Though few, studies indicate that an efficient and unhindered land ownership program for newly freed slaves would have at least narrowed racial wealth disparities (Collins et al., 2022). DeCanio (1979) shows that the redistribution of “40 acres and a mule” to freed slaves would have substantially improved the relative position of African Americans but would have only allowed Black wealth to eventually achieve half of White wealth, which is an improvement when compared to current wealth disparities. Miller (2020) studied the impact of land grants to African Americans in the Cherokee Nation after emancipation and found reductions in the racial wealth gap relative to the rest of the South, and that the allotted land and associated increase in income facilitated investment in both physical and human capital.

CONCLUSION

The 1862 and 1866 Homestead Acts were born from the rapidly shifting political landscape of the Civil War and Reconstruction. Such policies have deep roots in American history, and the Homestead Acts are evidence of an era when “affirmative action was white,” in the words of Ira Katznelson (2005). The American economy was founded on the principle of private property, with land ownership being associated with power, wealth, and independence (Ratcliffe, 2013). Homesteading afforded this opportunity to common Americans. To be certain, some African Americans took advantage of homesteading, albeit to a lesser degree than Whites, particularly after the Southern Homestead Act of 1866 was repealed (Edwards, 2019). However, given the racial climate in the 19th and early 20th centuries, African Americans faced unique barriers and were not able to fully take advantage of homesteading due to both systemic barriers and racial hostilities (Baradaran, 2019). Barriers to African American land ownership during the homesteading period were likely compounded by the difficulties experienced by all homesteaders.

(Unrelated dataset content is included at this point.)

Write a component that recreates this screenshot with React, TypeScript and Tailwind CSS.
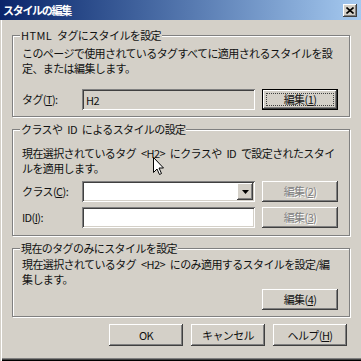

In this paper, we provide a historical summary and perspective on the Homestead Acts: how these Acts interacted with the socioeconomics of African Americans before and after emancipation and highlight important questions and knowledge gaps related to historical and present-day inequities. The unique mistreatment and violent conditions that African Americans faced during the homesteading period, as well as difficulties specific to their participation in homesteading raises questions about the implications of these difficulties on both past and present disparities. It is important to note that homesteading was not just about land ownership, but also involved participation in agricultural markets.

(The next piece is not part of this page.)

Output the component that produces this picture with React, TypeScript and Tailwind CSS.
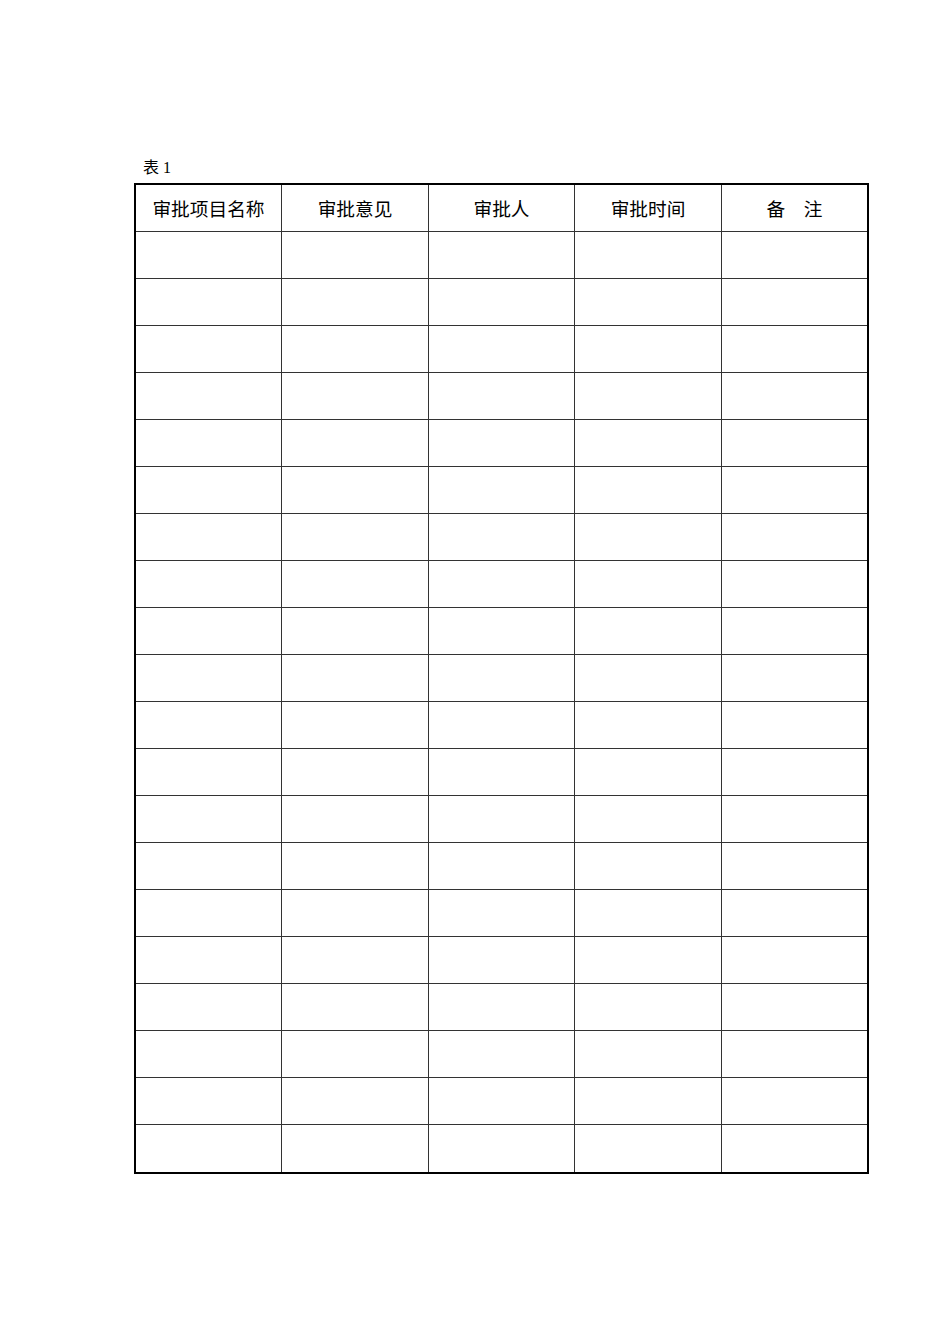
const headers = ["审批项目名称", "审批意见", "审批人", "审批时间", "备　注"];
const rows = Array.from({ length: 20 }, (_, i) => i);

function Row({ children, last }: { children?: React.ReactNode; last?: boolean }) {
  return (
    <div className={`grid grid-cols-[146px_147px_146px_147px_145px] h-[47px] ${last ? "" : "border-b border-[#333]"}`}>
      {children}
    </div>
  );
}

export default function App() {
  return (
    <div className="min-h-[1344px] w-[950px] bg-white pl-[134px] pt-[157px]">
      <div className="pl-[9px] h-[26px] text-[16px] leading-[22px] text-black font-['Liberation_Serif','Noto_Sans_CJK_SC',serif]">
        表 1
      </div>
      <div className="w-[735px] border-2 border-black font-['Noto_Sans_CJK_SC',sans-serif] text-[18.7px] text-black">
        <Row>
          {headers.map((h, i) => (
            <div
              key={h}
              className={`flex items-center justify-center ${i < 4 ? "border-r border-[#333]" : ""}`}
            >
              {h}
            </div>
          ))}
        </Row>
        {rows.map((r) => (
          <Row key={r} last={r === rows.length - 1}>
            {headers.map((h, i) => (
              <div key={h} className={i < 4 ? "border-r border-[#333]" : ""} />
            ))}
          </Row>
        ))}
      </div>
    </div>
  );
}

The historical exclusion of African Americans from fully participating in markets should also be considered in this context (Boerma & Karabarbounis, 2023).

More research is needed to establish if there are connections between these related difficulties and contemporary measures of racial inequality. Unfortunately, few studies have examined the effects of post–Civil War land policies on inequality overtime, which is an area particularly suited for the agricultural and applied economics profession given the agrarian nature of these policies.

ACKNOWLEDGMENTS

We are grateful to the editor, Mindy Mallory, and three anonymous reviewers. Their suggestions and comments greatly improved the quality of the paper. This research was supported [in part] by the U.S. Department of Agriculture, Economic Research Service. The findings and conclusions in this publication are those of the author(s) and should not be construed to represent any official USDA or US Government determination or policy.

Endnotes

  • 1 Eligible applicants were the household head at least 21 years of age, and included new immigrants, single women, and even former slaves. The restriction against Confederate soldiers was soon lifted after the Civil War. The 2020 value is based on the CPI Inflation Calculator: https://www.officialdata.org/us/inflation.
  • 2 In the Dred Scott versus Sandford case of 1857, the US Supreme Court ruled that persons of African ancestry could not claim citizenship.
  • 3 The Homestead Act of 1862 included what was known as the “commutation clause.” That is, homesteaders could simply pay the government $1.25 per acre after 6 months for full title to the land. With the passage of the Southern Homestead Act, the commutation clause no longer applied, in effect banning land purchases within the 5-year period (Billings, 2012).
  • 4 Examples of purchases include the Louisiana Purchase of 1803 and the Alaska Purchase of 1867. Examples of acquisitions include the Florida Acquisition of 1819 and the Mexican Acquisition of 1848.
  • 5 The period from 1790 to 1871 (Congress’s decision to cease treaty negotiations with Indigenous nations) witnessed a gradual and non-monotonic shift of power from Indigenous nations to the United States.
  • 6 Squatting often led to direct confrontation and conflict with Indigenous people who also occupied the land. The rise of preemption laws parallels the disintegration of Indigenous sovereignty recognition and rights.
  • 7 Their resistance was also driven by the proposed tariffs coupled with these policies, which were expected to ultimately have a negative impact on cotton exports (Irwin, 1998a, 1998b).
  • 8 Among the dedicated national proponent of a federal bill to parcel out homesteads during the 1850s was Andrew Johnson of Tennessee, whose humble background and opposition to the planter class led him to push for a western homestead bill to benefit common Whites (Merritt, 2017).
  • 9 Price adjustment calculations were made for 1867 dollars to 2020 dollars using a CPI Inflation Calculator.
  • 10 The most popular homesteading states were all at least partially west of the 100th meridian, which corresponds with an average precipitation of less than 20 inches per year (the amount cited historically as required for productive agriculture) (Edwards et al., 2017; Libecap & Hansen, 2002; Webb, 1959).
  • 11 As Webb (1959) notes, by the 1840s migration to Oregon was relatively well developed but there was a “frontier jumping” of nearly 2000 miles (over the Great Plains and Rocky Mountains) that was unique to both the United States and most likely world history.
  • 12 Edwards et al. (2019) highlights, for instance, the Black homesteaders recruited from Scott and Fayette Counties in Kentucky by the founders of Nicodemus, Kansas. Nearly half of the first Nicodemus colony “quickly” returned to Kentucky once realizing the limited opportunities in the Solomon Valley.
  • 13 Notably, Edwards et al. (2019) make a substantial contribution to our understanding of how many African Americans homesteaded on the Plains.
  • 14 Lanza (1990) notes that there were less than 68,000 total applications during the 10-year period of the Southern Homestead Act (Blacks, Whites, successful, or otherwise).